Tonight I took all of my stuff out of my 2 bags and laid it on the ground. I was pretty lazy when it came to photographing it, I apologize. So I’ve numbered things, in case anyone cares! If not, just look at what a hoarder I am (although to be fair it is split between the 2 bags… sometimes. I have managed to fit it all in my Lowe pro bag. Not ashamed).

 

1. Writing utensils

I seem to carry a pen, pencil and highlighter… You never know when you’ll need them

2. Fingerless gloves

I shoot a lot outside and in all types of weather. I have found even if it’s slightly cold my hands get useless.
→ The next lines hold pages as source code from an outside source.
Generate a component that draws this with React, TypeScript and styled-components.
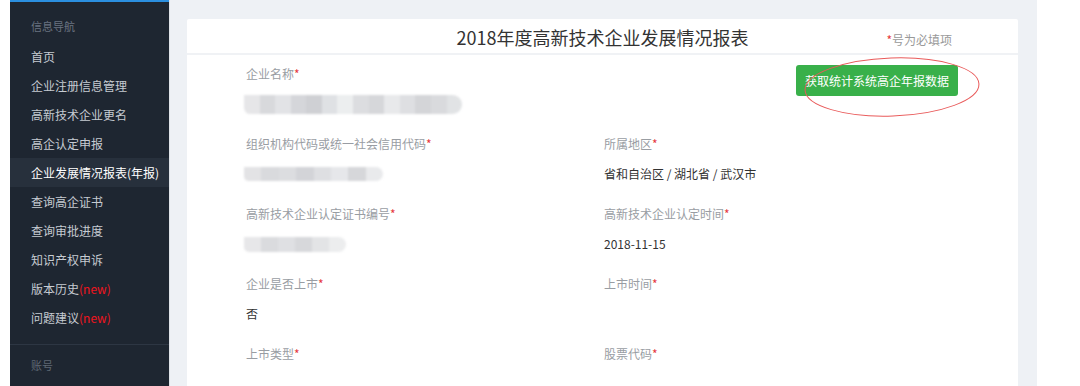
import React from "react";
import styled, { createGlobalStyle } from "styled-components";

const Global = createGlobalStyle`
  html, body { margin: 0; padding: 0; background: #fff; }
  body { font-family: "Noto Sans CJK SC", "Liberation Sans", sans-serif; }
  * { box-sizing: border-box; }
`;

const Page = styled.div`
  display: flex;
  width: 1080px;
  height: 386px;
  overflow: hidden;
  background: #fff;
`;

const LeftGap = styled.div`
  width: 10px;
  flex: none;
`;

const Sidebar = styled.nav`
  width: 159px;
  flex: none;
  background: #1e2631;
  border-top: 2px solid #2b8fe0;
  display: flex;
  flex-direction: column;
`;

const SectionTitle = styled.div`
  height: 40px;
  padding: 16px 0 0 21px;
  font-size: 11px;
  line-height: 16px;
  color: #6a7380;
`;

const NavItem = styled.div<{ $active?: boolean }>`
  height: 29px;
  line-height: 29px;
  padding-left: 21px;
  font-size: 12px;
  color: ${(p) => (p.$active ? "#ffffff" : "#c6cbd2")};
  background: ${(p) => (p.$active ? "#27303c" : "transparent")};
  white-space: nowrap;
`;

const New = styled.span`
  color: #f0141e;
`;

const Divider = styled.div`
  height: 1px;
  background: #2d3643;
  margin-top: 12px;
`;

const AccountTitle = styled.div`
  padding: 12px 0 0 21px;
  font-size: 11px;
  line-height: 16px;
  color: #5f6874;
`;

const Main = styled.main`
  width: 868px;
  flex: none;
  background: #eef1f5;
  border-left: 1px solid #dfe3e8;
  padding: 19px 19px 0 17px;
`;

const Card = styled.section`
  position: relative;
  background: #fff;
  height: 400px;
  border-radius: 2px;
`;

const CardHeader = styled.header`
  position: relative;
  height: 36px;
  border-bottom: 2px solid #f0f2f5;
  display: flex;
  align-items: center;
  justify-content: center;
`;

const Title = styled.h1`
  margin: 0;
  font-size: 18px;
  font-weight: 400;
  color: #333;
  line-height: 24px;
  margin-top: 2px;
`;

const Hint = styled.span`
  position: absolute;
  right: 66px;
  top: 13px;
  font-size: 12px;
  color: #999;
  line-height: 16px;
`;

const Star = styled.span`
  color: #e6393d;
`;

const Form = styled.div`
  display: grid;
  grid-template-columns: 358px 358px;
  padding: 10px 0 0 59px;
`;

const Field = styled.div`
  height: 70px;
  display: flex;
  flex-direction: column;
`;

const ButtonCell = styled.div`
  height: 70px;
  display: flex;
  justify-content: flex-end;
  padding-right: 4px;
`;

const Label = styled.div`
  font-size: 12px;
  line-height: 18px;
  color: #999da3;
`;

const Value = styled.div`
  margin-top: 12px;
  font-size: 12px;
  line-height: 18px;
  height: 18px;
  color: #333;
  display: flex;
  align-items: center;
`;

const Blur = styled.div<{ $w: number; $h: number }>`
  width: ${(p) => p.$w}px;
  height: ${(p) => p.$h}px;
  margin-left: -2px;
  display: flex;
  border-radius: 0 ${(p) => p.$h / 2}px ${(p) => p.$h / 2}px ${(p) => p.$h / 3}px;
  overflow: hidden;
  filter: blur(0.8px);
`;

const Cell = styled.div`
  flex: 1;
  height: 100%;
`;

const GreenButton = styled.button`
  height: 31px;
  width: 162px;
  border: none;
  border-radius: 3px;
  background: #39b04a;
  color: #fff;
  font-family: inherit;
  font-size: 12px;
  padding: 0;
`;

const Annotation = styled.svg`
  position: absolute;
  left: 610px;
  top: 36px;
  pointer-events: none;
`;

const RightGap = styled.div`
  flex: 1;
  background: #fff;
`;

const navItems: { text: string; isNew?: boolean; active?: boolean }[] = [
  { text: "首页" },
  { text: "企业注册信息管理" },
  { text: "高新技术企业更名" },
  { text: "高企认定申报" },
  { text: "企业发展情况报表(年报)", active: true },
  { text: "查询高企证书" },
  { text: "查询审批进度" },
  { text: "知识产权申诉" },
  { text: "版本历史", isNew: true },
  { text: "问题建议", isNew: true },
];

const Mosaic: React.FC<{ w: number; h: number; colors: string[] }> = ({ w, h, colors }) => (
  <Blur $w={w} $h={h}>
    {colors.map((c, i) => (
      <Cell key={i} style={{ background: c }} />
    ))}
  </Blur>
);

const Req = () => <Star>*</Star>;

export default function App() {
  return (
    <>
      <Global />
      <Page>
        <LeftGap />
        <Sidebar>
          <SectionTitle>信息导航</SectionTitle>
          {navItems.map((it) => (
            <NavItem key={it.text} $active={it.active}>
              {it.text}
              {it.isNew && <New>(new)</New>}
            </NavItem>
          ))}
          <Divider />
          <AccountTitle>账号</AccountTitle>
        </Sidebar>
        <Main>
          <Card>
            <CardHeader>
              <Title>2018年度高新技术企业发展情况报表</Title>
              <Hint>
                <Star>*</Star>号为必填项
              </Hint>
            </CardHeader>
            <Form>
              <Field>
                <Label>
                  企业名称<Req />
                </Label>
                <Value>
                  <Mosaic
                    w={218}
                    h={19}
                    colors={[
                      "#e6e6e8",
                      "#d8d9dc",
                      "#e2e3e6",
                      "#d5d6da",
                      "#cfd0d4",
                      "#dfe1e4",
                      "#eceeef",
                      "#dcdde0",
                      "#d6d7da",
                      "#e8e9eb",
                      "#dedfe2",
                      "#d4d5d8",
                      "#d9dadd",
                      "#e1e3e5",
                    ]}
                  />
                </Value>
              </Field>
              <ButtonCell>
                <GreenButton>获取统计系统高企年报数据</GreenButton>
              </ButtonCell>

              <Field>
                <Label>
                  组织机构代码或统一社会信用代码<Req />
                </Label>
                <Value>
                  <Mosaic
                    w={139}
                    h={14}
                    colors={["#e3e3e5", "#d9dadd", "#dcdde0", "#d3d4d8", "#dedfe2", "#e6e7ea", "#d6d7da", "#e9eaec"]}
                  />
                </Value>
              </Field>
              <Field>
                <Label>
                  所属地区<Req />
                </Label>
                <Value>省和自治区 / 湖北省 / 武汉市</Value>
              </Field>

              <Field>
                <Label>
                  高新技术企业认定证书编号<Req />
                </Label>
                <Value>
                  <Mosaic
                    w={102}
                    h={15}
                    colors={["#e7e7e9", "#dadbde", "#dfe0e3", "#d7d8db", "#e3e4e6", "#ecedee"]}
                  />
                </Value>
              </Field>
              <Field>
                <Label>
                  高新技术企业认定时间<Req />
                </Label>
                <Value>2018-11-15</Value>
              </Field>

              <Field>
                <Label>
                  企业是否上市<Req />
                </Label>
                <Value>否</Value>
              </Field>
              <Field>
                <Label>
                  上市时间<Req />
                </Label>
                <Value />
              </Field>

              <Field>
                <Label>
                  上市类型<Req />
                </Label>
                <Value />
              </Field>
              <Field>
                <Label>
                  股票代码<Req />
                </Label>
                <Value />
              </Field>
            </Form>
            <Annotation width="190" height="70" viewBox="0 0 190 70">
              <ellipse
                cx="95"
                cy="32"
                rx="87"
                ry="29"
                fill="none"
                stroke="#e95a5a"
                strokeWidth="1"
                transform="rotate(-2 95 32)"
              />
            </Annotation>
          </Card>
        </Main>
        <RightGap />
      </Page>
    </>
  );
}
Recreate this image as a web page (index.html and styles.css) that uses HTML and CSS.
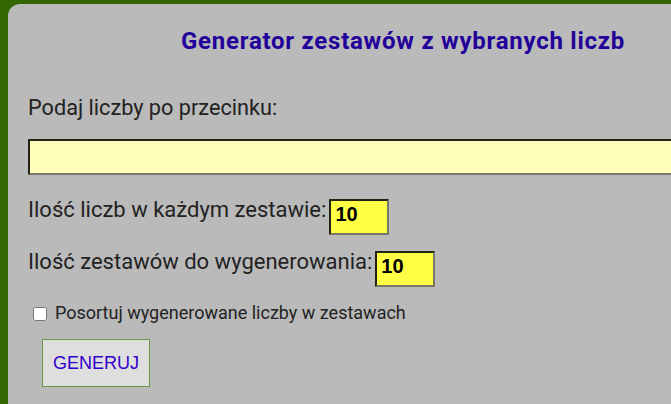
FILE: index.html
```html
<!DOCTYPE html>
<html lang="pl">
<head>
<meta charset="utf-8">
<title>Generator zestawów</title>
<link rel="stylesheet" href="styles.css">
</head>
<body>
<div class="panel">
  <h1 class="title">Generator zestawów z wybranych liczb</h1>
  <p class="label">Podaj liczby po przecinku:</p>
  <input class="wide" type="text">
  <div class="row row1">
    <span class="label">Ilość liczb w każdym zestawie:</span>
    <input class="num" type="text" value="10">
  </div>
  <div class="row row2">
    <span class="label">Ilość zestawów do wygenerowania:</span>
    <input class="num" type="text" value="10">
  </div>
  <label class="check"><input type="checkbox"> Posortuj wygenerowane liczby w zestawach</label>
  <button class="btn">GENERUJ</button>
</div>
</body>
</html>
```
FILE: styles.css
```css
html, body {
  margin: 0;
  padding: 0;
  background: #336600;
  overflow: hidden;
}
body {
  width: 671px;
  height: 404px;
}
.panel {
  margin: 4px 0 0 8px;
  width: 663px;
  height: 400px;
  overflow: hidden;
  background: #bababa;
  border-top-left-radius: 12px;
  padding: 23px 0 0 20px;
  box-sizing: border-box;
  font-family: Roboto, "Liberation Sans", sans-serif;
  color: #222222;
}
.title {
  margin: 0 0 0 153px;
  font-size: 24px;
  font-weight: bold;
  line-height: 28px;
  letter-spacing: 0.75px;
  white-space: nowrap;
  color: #220099;
}
.label {
  font-size: 22px;
  line-height: 26px;
  white-space: nowrap;
}
p.label {
  margin: 40px 0 0 0;
  font-size: 21.7px;
}
.wide {
  display: block;
  margin-top: 18px;
  width: 700px;
  height: 36px;
  box-sizing: border-box;
  border: 2px solid;
  border-color: #222211 #777766 #777766 #222211;
  background: #ffffbb;
  padding: 0 4px;
  font-size: 18px;
}
.row {
  display: flex;
  align-items: flex-start;
  gap: 3px;
}
.row1 { margin-top: 24px; }
.row2 { margin-top: 16px; }
.row .label { margin-top: -2px; }
.num {
  width: 60px;
  height: 36px;
  box-sizing: border-box;
  border: 2px solid;
  border-color: #222211 #777766 #777766 #222211;
  background: #ffff44;
  font-family: "Liberation Sans", Arial, sans-serif;
  font-weight: bold;
  font-size: 20px;
  color: #000;
  padding: 2px 4px 7px 4px;
}
.check {
  display: flex;
  align-items: center;
  margin-top: 15px;
  font-size: 18px;
  line-height: 22px;
}
.check input {
  margin: 2px 8px 0 5px;
  width: 14px;
  height: 14px;
}
.btn {
  display: block;
  margin: 15px 0 0 14px;
  width: 108px;
  height: 48px;
  background: #dedede;
  border: 1px solid #669944;
  color: #3300cc;
  font-family: "Liberation Sans", Arial, sans-serif;
  font-size: 18px;
  padding: 0;
}
```
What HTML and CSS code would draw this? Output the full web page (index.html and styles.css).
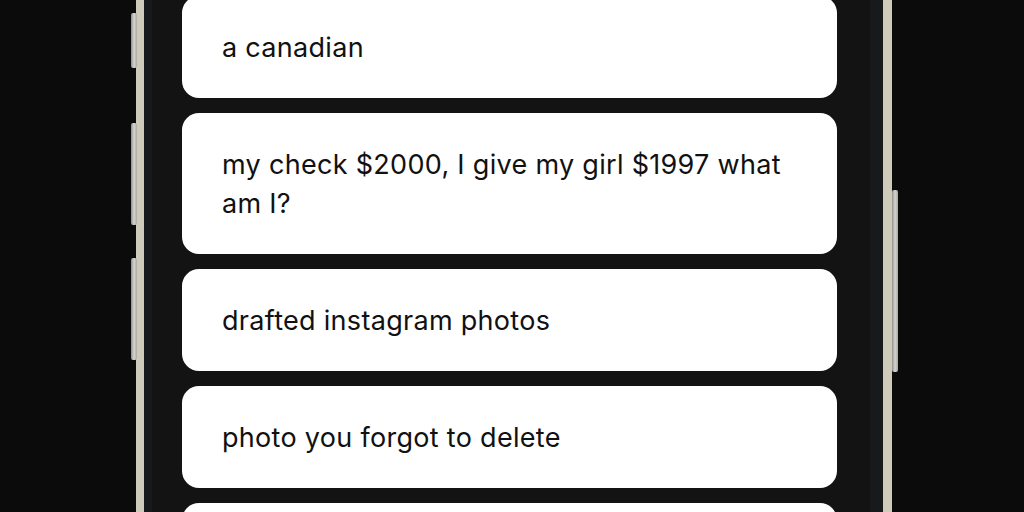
FILE: index.html
```html
<!DOCTYPE html>
<html>
<head>
<meta charset="utf-8">
<link rel="stylesheet" href="styles.css">
</head>
<body>
<div class="stage">
  <div class="phone">
    <span class="btn btn-l1"></span>
    <span class="btn btn-l2"></span>
    <span class="btn btn-l3"></span>
    <span class="btn btn-r1"></span>
    <div class="bezel">
      <div class="screen">
        <div class="list">
          <div class="card">a canadian</div>
          <div class="card">my check $2000, I give my girl $1997 what am I?</div>
          <div class="card">drafted instagram photos</div>
          <div class="card">photo you forgot to delete</div>
          <div class="card">&nbsp;</div>
        </div>
      </div>
    </div>
  </div>
</div>
</body>
</html>
```
FILE: styles.css
```css
html, body {
  margin: 0;
  padding: 0;
  background: #0b0b0b;
  overflow: hidden;
  height: 512px;
}
.stage {
  display: flex;
  padding-left: 136px;
  height: 512px;
}
.phone {
  position: relative;
  width: 756px;
  height: 512px;
  box-sizing: border-box;
  border-left: 8px solid #cfcbba;
  border-right: 9px solid #cfcbba;
  background: #17191a;
}
.btn {
  position: absolute;
  width: 6px;
  border-radius: 2px;
  background: linear-gradient(90deg, #8f8f8c, #d6d5d0 50%, #a9a8a3);
}
.btn-l1 { left: -13px; top: 13px; height: 55px; }
.btn-l2 { left: -13px; top: 123px; height: 102px; }
.btn-l3 { left: -13px; top: 258px; height: 102px; }
.btn-r1 { right: -15px; top: 190px; height: 182px; }
.bezel {
  height: 100%;
  padding: 0 13px 0 8px;
  box-sizing: border-box;
  display: flex;
}
.screen {
  flex: 1;
  background: #131313;
  padding: 0 33px 0 30px;
  overflow: hidden;
}
.list {
  display: flex;
  flex-direction: column;
  gap: 15px;
  margin-top: -4px;
}
.card {
  background: #ffffff;
  border-radius: 17px;
  padding: 32px 40px 31px;
  font-family: Inter, "Noto Sans", sans-serif;
  font-size: 27px;
  letter-spacing: 0.3px;
  line-height: 39px;
  color: #111111;
}
```
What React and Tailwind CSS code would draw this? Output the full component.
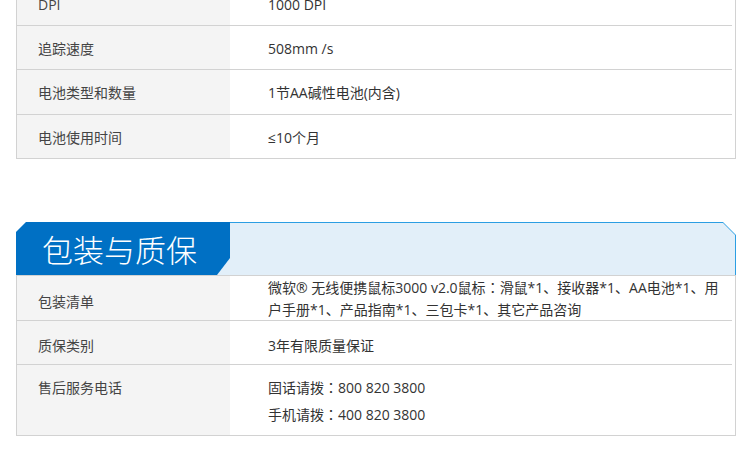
const font = { fontFamily: '"Open Sans", "Noto Sans CJK SC", sans-serif' };

const specRows = [
  { label: 'DPI', value: '1000 DPI', h: 'h-[44px]' },
  { label: '追踪速度', value: '508mm /s', h: 'h-[44px]' },
  { label: '电池类型和数量', value: '1节AA碱性电池(内含)', h: 'h-[45px]' },
];

// centred full-width colon, as in the original page
const Colon = () => <span style={{ fontFamily: '"Noto Sans CJK TC", sans-serif' }}>：</span>;

const Row = ({ label, children, h, last, labelTop, valueTop }) => (
  <div className={`flex ${h} ${last ? '' : 'mr-[3px] border-b border-[#d2d2d2]'}`}>
    <div className={`w-[213px] shrink-0 bg-[#f4f4f4] pl-[21px] text-[#444] flex ${labelTop || 'items-center pt-[1px]'}`}>
      {label}
    </div>
    <div className={`flex-1 pl-[38px] text-[#333] flex ${valueTop || 'items-center pt-[1px]'}`}>
      {children}
    </div>
  </div>
);

const App = () => {
  return (
    <div style={font} className="w-[750px] h-[468px] overflow-hidden bg-white text-[14px]">
      {/* specs table, first row cut off at the top */}
      <div className="ml-[16px] w-[720px] -mt-[18px] border-l border-r border-b border-[#d2d2d2]">
        {specRows.map((r) => (
          <Row key={r.label} label={r.label} h={r.h}>{r.value}</Row>
        ))}
        <Row label="电池使用时间" h="h-[43px]" last>≤10个月</Row>
      </div>

      {/* package & warranty */}
      <div className="ml-[16px] w-[720px] mt-[63px]">
        <div className="flex h-[53px]">
          <div className="w-[214px] shrink-0 bg-[#e2eff9] [clip-path:polygon(10px_0,100%_0,100%_100%,0_100%,0_10px)]">
            <div className="h-full bg-[#0070c4] flex items-center pl-[26px] [clip-path:polygon(0_0,100%_0,100%_calc(100%-17px),calc(100%-13px)_100%,0_100%)]">
              <span className="text-white text-[31px] font-light leading-none" style={{ fontFamily: '"Noto Sans CJK SC", sans-serif' }}>
                包装与质保
              </span>
            </div>
          </div>
          <div className="flex-1 bg-[#2b9ee3] [clip-path:polygon(0_0,calc(100%-13px)_0,100%_13px,100%_100%,0_100%)]">
            <div className="h-full mt-[1px] mr-[1px] bg-[#e2eff9] [clip-path:polygon(0_0,calc(100%-12px)_0,100%_12px,100%_100%,0_100%)]" />
          </div>
        </div>
        <div className="border-l border-r border-b border-t border-[#d2d2d2]">
          <Row label="包装清单" h="h-[45px]" valueTop="items-center leading-[22px]" labelTop="items-center pt-[6px]">
            <div className="whitespace-nowrap">
              微软® 无线便携鼠标3000 v2.0鼠标<Colon />滑鼠*1、接收器*1、AA电池*1、用<br />
              户手册*1、产品指南*1、三包卡*1、其它产品咨询
            </div>
          </Row>
          <Row label="质保类别" h="h-[44px]" labelTop="items-center pt-[6px]" valueTop="items-center pt-[6px]">
            3年有限质量保证
          </Row>
          <Row label="售后服务电话" h="h-[70px]" last labelTop="items-start pt-[10px] leading-[26px]" valueTop="items-start pt-[9px] leading-[26px]">
            <div>
              <div>固话请拨<Colon />800 820 3800</div>
              <div>手机请拨<Colon />400 820 3800</div>
            </div>
          </Row>
        </div>
      </div>
    </div>
  );
};

export default App;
With these gloves my hands stay warm but my fingers are a lot more dexterous than if I was wearing full gloves. LITERALLY a life saver.

3. Think Tank Camera Bag

This is the bag I usually use in cities as it’s a bit more discrete. Here’s a cool story: I bought both bags at the same time from Beau Photography¬†in Vancouver. They were having a deal that was buy one get one for like half price. The Think Tank bag is gently used, and I got it for like 50.00 instead of (at the time) the usual 200. What a steal! It’s great and has lots of nice hidden spots. The best is the velcro that keeps it closed, you can cover it up for silent shooting so the bag doesn’t make this obvious noise when you open it to change lenses etc.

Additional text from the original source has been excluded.